La seconda: concepita come un principio di civiltà giuridica volto a impedire che un soggetto venga chiamato a rispondere per un fatto di reato molto tempo dopo la sua consumazione, la prescrizione si è rivelata, anche a causa della farraginosità della macchina processuale, un “buco nero” capace di inghiottire processi già decisi in primo grado e talvolta anche in grado di appello, vanificando la relativa attività istruttoria e dibattimentale anche quando essa ha portato (come nella celebre vicenda del senatore Andreotti) all’accertamento della responsabilità dell’imputato nell’ambito del giudizio di merito. Alla norma che impedisce l’intervento della prescrizione dopo il giudizio di primo grado può essere ricollegata un’innegabile funzione deflativa rispetto alle appena richiamate farraginosità della macchina processuale, orientando verso i riti alternativi quegli imputati che, non potendo più contare sul “fattore tempo” per difendersi “dal” processo, perdono interesse ad affrontare la fase dibattimentale.

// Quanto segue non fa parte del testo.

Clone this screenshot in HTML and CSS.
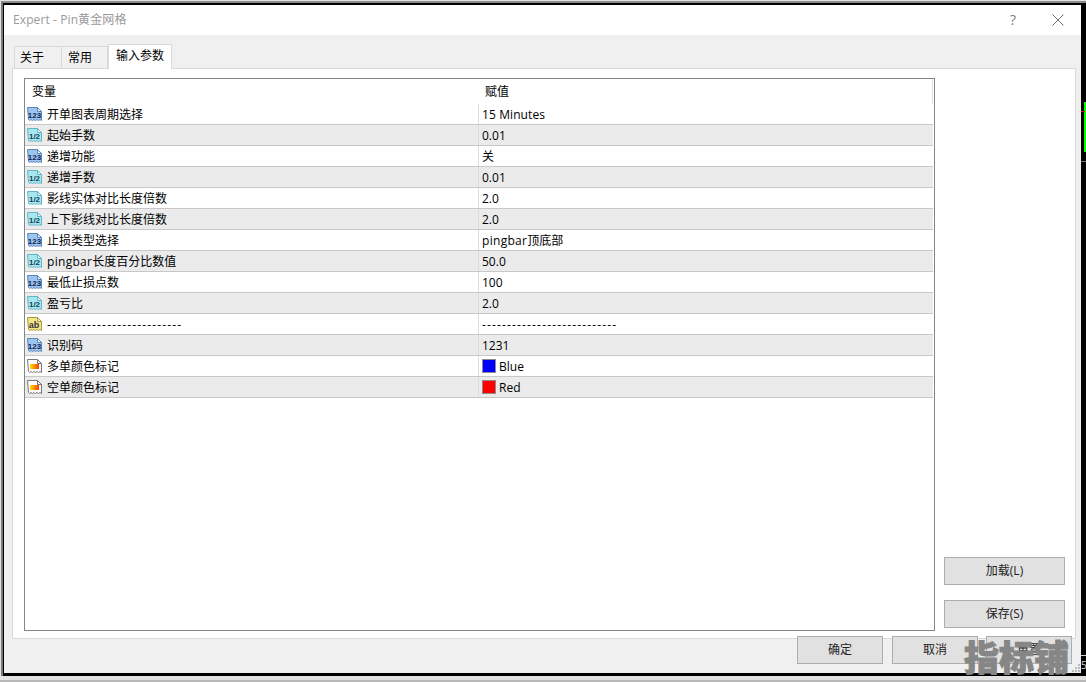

La terza: “l’ergastolo processuale” – nei termini (prospettati dagli oppositori della riforma) della possibilità per il cittadino di essere perseguito per un fatto verificatosi decenni prima, o di trovarsi sistematicamente invischiato in un processo infinito – di fatto non esiste, giacché le norme di nuova approvazione non permettono né la perseguibilità di un fatto lontano nel tempo, né precludono l’intervento della prescrizione nel corso del giudizio di primo grado. Ravvisandosi gli elementi costitutivi della prescrizione nel decorrere del tempo e nel corrispondente affievolirsi della pretesa punitiva da parte dello Stato, la nuova disposizione mantiene una sua intrinseca con i principi-cardine dell’istituto quando si ragiona in termini di sentenza di condanna: in queste ipotesi, lo Stato ha provveduto entro i termini previsti dalla legge ad accertare la responsabilità dell’imputato; e se l’imputato sceglie di accedere agli ulteriori gradi di giudizio impugnando la sentenza, logica vuole che egli non possa avvalersi della prescrizione per difendersi da un processo che lui stesso ha deciso di tenere in vita.
Poco conferenti, in questo senso, risultano i richiami alla presunzione di innocenza prevista dall’articolo 27 della Carta Fondamentale, dato che l’inoperatività della prescrizione nei gradi di giudizio successivi al primo non determinano in alcun modo una anticipazione degli effetti che la condanna è destinata a produrre col passaggio della sentenza in giudicato.
Venendo alle criticità, il discorso sviluppato in base all’ultima delle riflessioni proposte muta radicalmente nel momento in cui la sentenza di primo grado si traduce in una pronuncia di assoluzione, e il processo prosegue in ragione dell’impugnazione proposta dal PM: nel qual caso, una modifica della norma che rende inoperante la prescrizione sembrerebbe quantomai auspicabile, giacché evidenti ragioni di giustizia sostanziale suggeriscono di non tenere l’imputato vincolato senza limiti di tempo a un processo relativo a fatti rispetto a cui è stato dichiarato estraneo, e destinato a proseguire per volontà del pubblico accusatore.
Infine, sembrano cogliere nel segno quegli orientamenti che palesano la necessità di collocare l’intervento sulla prescrizione nell’ambito di una più ampia riforma dell’intero sistema orientata ad assicurare l’attuazione del principio costituzionale della ragionevole durata del processo: una riforma imperniata sulla depenalizzazione dei minori che conducono i tribunali al collasso e su una altrettanto incisiva revisione degli organici, da attuarsi attraverso l’assunzione di nuovi magistrati e di nuovo personale a supporto. Le nuove norme in tema di prescrizione risultano infatti l’ennesimo prodotto generato dalla tendenza del legislatore a rifuggire le riforme di ampio respiro per concentrarsi su misure isolate e a costo zero, destinate a risultare difficilmente compatibili col sistema nel quale vengono calate, e ad esporsi di conseguenza alla sopra descritta sequenza di accenti polemici ispirati da mere esigenze di parte, che ne rendono difficilmente percepibili criticità e punti di forza.